Planetary Fluxes

Incoming visible and IR fluxes contributed by nearby bodies can be specified, for example Mars shine on Phobos, or Jupiter shine on Europa. Set:

PFlux = "T"
Lon_Hr = [0-24]

in KRC, fluxes take the form of sin functions characterized by various nonintuitive parameters (see helplist).

The DaVinci interface generates these parameters and feed them to KRC from default parameters or user-defined values. In both cases, various assumptions and fits are performed.

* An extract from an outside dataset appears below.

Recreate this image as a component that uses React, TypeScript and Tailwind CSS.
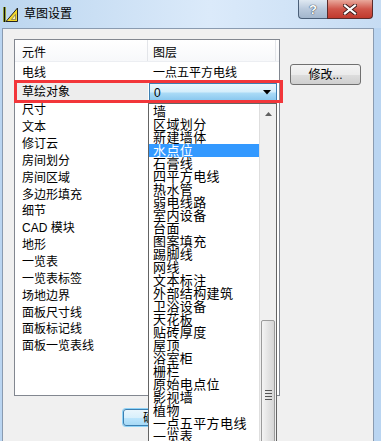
import React from 'react';

const parts = [
  '尺寸', '文本', '修订云', '房间划分', '房间区域', '多边形填充', '细节', 'CAD 模块',
  '地形', '一览表', '一览表标签', '场地边界', '面板尺寸线', '面板标记线', '面板一览表线',
];

const layers = [
  '墙', '区域划分', '新建墙体', '水点位', '石膏线', '四平方电线', '热水管', '弱电线路',
  '室内设备', '台面', '图案填充', '踢脚线', '网线', '文本标注', '外部结构建筑', '卫浴设备',
  '天花板', '贴砖厚度', '屋顶', '浴室柜', '栅栏', '原始电点位', '影视墙', '植物',
  '一点五平方电线', '一览表',
];

function AppIcon() {
  return (
    <svg width="15" height="15" viewBox="0 0 15 15">
      <rect x="0" y="0" width="3" height="15" fill="#c6dc52" />
      <line x1="1.5" y1="0" x2="1.5" y2="15" stroke="#111" strokeWidth="1.6" />
      <polygon points="3,14.5 14.5,1 14.5,14.5" fill="#f2d62c" stroke="#222" strokeWidth="1" />
      <polygon points="8.5,12.5 12.5,7.5 12.5,12.5" fill="#faf3b0" stroke="#555" strokeWidth="0.6" />
    </svg>
  );
}

function TitleBar() {
  return (
    <div className="h-[28px] flex items-start bg-[linear-gradient(to_right,#bcd6ef,#dbeafa_55%,#c6dcf3)]">
      <div className="h-[28px] flex items-center pl-[3px] gap-[6px]">
        <AppIcon />
        <span className="text-[12px] leading-[14px] text-black">草图设置</span>
      </div>
      <div className="ml-auto mr-[8px] flex">
        <div className="w-[29px] h-[19px] rounded-bl-[4px] border border-t-0 border-r-0 border-[#4b5f78] bg-[linear-gradient(to_bottom,#dfe8f2,#b9c9dc_50%,#a3b6cc)] flex items-center justify-center">
          <span className="text-[13px] leading-[13px] font-bold text-white [text-shadow:0_0_1px_#2c3a4c,0_0_1px_#2c3a4c]">?</span>
        </div>
        <div className="w-[46px] h-[19px] rounded-br-[4px] border border-t-0 border-[#5a2b2b] bg-[linear-gradient(to_bottom,#e9a99c,#d0564a_50%,#c03a2e)] flex items-center justify-center">
          <svg width="14" height="11" viewBox="0 0 14 11">
            <path d="M2 1.5 L12 9.5 M12 1.5 L2 9.5" stroke="#3a1a1a" strokeWidth="4" strokeLinecap="square" />
            <path d="M2 1.5 L12 9.5 M12 1.5 L2 9.5" stroke="#fff" strokeWidth="2.2" strokeLinecap="square" />
          </svg>
        </div>
      </div>
    </div>
  );
}

function Combo() {
  return (
    <div className="ml-[1px] mt-[1px] w-[128px] h-[19px] border border-[#3c7fb1] bg-[linear-gradient(to_bottom,#eaf6fd,#d4eefb_45%,#a9daf6_55%,#86c6ee)] flex items-center pl-[4px] pr-[5px]">
      <span className="text-[12px] leading-[14px]">0</span>
      <svg className="ml-auto" width="8" height="5" viewBox="0 0 8 5">
        <polygon points="0,0 8,0 4,4.5" fill="#000" />
      </svg>
    </div>
  );
}

function PartsList() {
  return (
    <div className="w-[266px] h-[357px] border border-[#828790] bg-white flex flex-col">
      <div className="h-[22px] flex bg-[linear-gradient(to_bottom,#ffffff,#f7f8fa)] border-b border-[#eceef2]">
        <div className="w-[133px] border-r border-[#e3e5e9] pl-[7px] flex items-center pt-[4px]">元件</div>
        <div className="w-[128px] border-r border-[#e3e5e9] pl-[5px] flex items-center pt-[4px]">图层</div>
        <div className="flex-1" />
      </div>
      <div className="h-[20px] flex items-center pt-[2px]">
        <div className="w-[133px] pl-[7px]">电线</div>
        <div className="pl-[5px]">一点五平方电线</div>
      </div>
      <div className="h-[20px] flex">
        <div className="w-[133px] pl-[7px] bg-[#ededed] flex items-center">草绘对象</div>
        <Combo />
      </div>
      {parts.map((p) => (
        <div key={p} className="h-[16.85px] flex items-center">
          <div className="w-[133px] pl-[7px]">{p}</div>
        </div>
      ))}
    </div>
  );
}

function Dropdown() {
  return (
    <div className="absolute left-[148px] top-[103px] w-[129px] h-[360px] border border-[#646464] bg-white flex">
      <div className="w-[110px] flex flex-col pt-[1px]">
        {layers.map((l) => (
          <div
            key={l}
            className={
              l === '水点位'
                ? 'h-[13px] pl-[4px] bg-[#3399ff] text-white text-[13px] leading-[13px] tracking-[0.4px] whitespace-nowrap'
                : 'h-[13px] pl-[4px] text-[13px] leading-[13px] tracking-[0.4px] whitespace-nowrap'
            }
          >
            {l}
          </div>
        ))}
      </div>
      <div className="w-[17px] bg-[#f0f0f0] border-l border-[#dedede] flex flex-col items-center">
        <svg className="mt-[8px]" width="7" height="4" viewBox="0 0 7 4">
          <polygon points="0,4 7,4 3.5,0" fill="#606060" />
        </svg>
        <div className="mt-[204px] w-[14px] h-[140px] rounded-[2px] border border-[#9b9b9b] bg-[linear-gradient(to_right,#f4f4f4,#e4e4e4_50%,#d6d6d6)] flex flex-col items-center pt-[69px] gap-[2px]">
          <div className="w-[7px] h-[1px] bg-[#555]" />
          <div className="w-[7px] h-[1px] bg-[#555]" />
          <div className="w-[7px] h-[1px] bg-[#555]" />
          <div className="w-[7px] h-[1px] bg-[#555]" />
        </div>
      </div>
    </div>
  );
}

export default function App() {
  return (
    <div className="relative w-[381px] h-[441px] overflow-hidden bg-[#bad5f1] text-[12px] leading-[14px] text-black font-['Liberation_Sans','Noto_Sans_CJK_SC',sans-serif]">
      <TitleBar />
      <div className="flex h-[413px]">
        <div className="w-[2px]" />
        <div className="w-[372px] bg-[#f0f0f0] border border-b-0 border-[#8a9bb0] pt-[10px] pl-[11px] flex flex-col">
          <div className="flex">
            <PartsList />
            <div className="ml-[10px] mt-[25px]">
              <div className="w-[71px] h-[21px] rounded-[3px] border border-[#707070] bg-[linear-gradient(to_bottom,#f4f4f4,#ebebeb_50%,#dddddd_51%,#cfcfcf)] flex items-center justify-center">
                修改...
              </div>
            </div>
          </div>
          <div className="mt-[13px] ml-[109px] w-[66px] h-[17px] rounded-[3px] border border-[#3c7fb1] shadow-[0_0_0_1px_#8fd3f7] bg-[linear-gradient(to_bottom,#eaf6fd,#d9f0fc_50%,#bee6fd_51%,#a7d9f5)] flex items-center justify-center tracking-[1px]">
            确定
          </div>
        </div>
      </div>
      <div className="absolute left-[14px] top-[80px] w-[269px] h-[23px] border-[3px] border-[#f2363a]" />
      <Dropdown />
    </div>
  );
}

While the incoming visible flux is generally straightforward to calculate, the incoming IR flux can be more complex to determine for bodies with strong diurnal temperature variations (like Mars, unlike Jupiter for example).

Fixed Diurnal Temperatures (Jupiter, Saturn, Uranus, Neptune, etc.)

This case applies to satellites revolving around gas giants, or low diurnal contrast bodies (Venus, if it had satellites) etc. The IR flux is only a function of the solid angle of the emitting body. The visible flux follows a sin function over the course of a day. Fewest assumptions used.

The simplest approach consist in using default builtin values from the KRC support files:

OUT  = krc(lat=0.,INERTIA=70.,body="Europa",ALBEDO=0.55,PFlux="T",Lon_Hr=12.,LKofT="F")

But any input value can be forced:

BT_Avg  : Average Brightness Temperature [K]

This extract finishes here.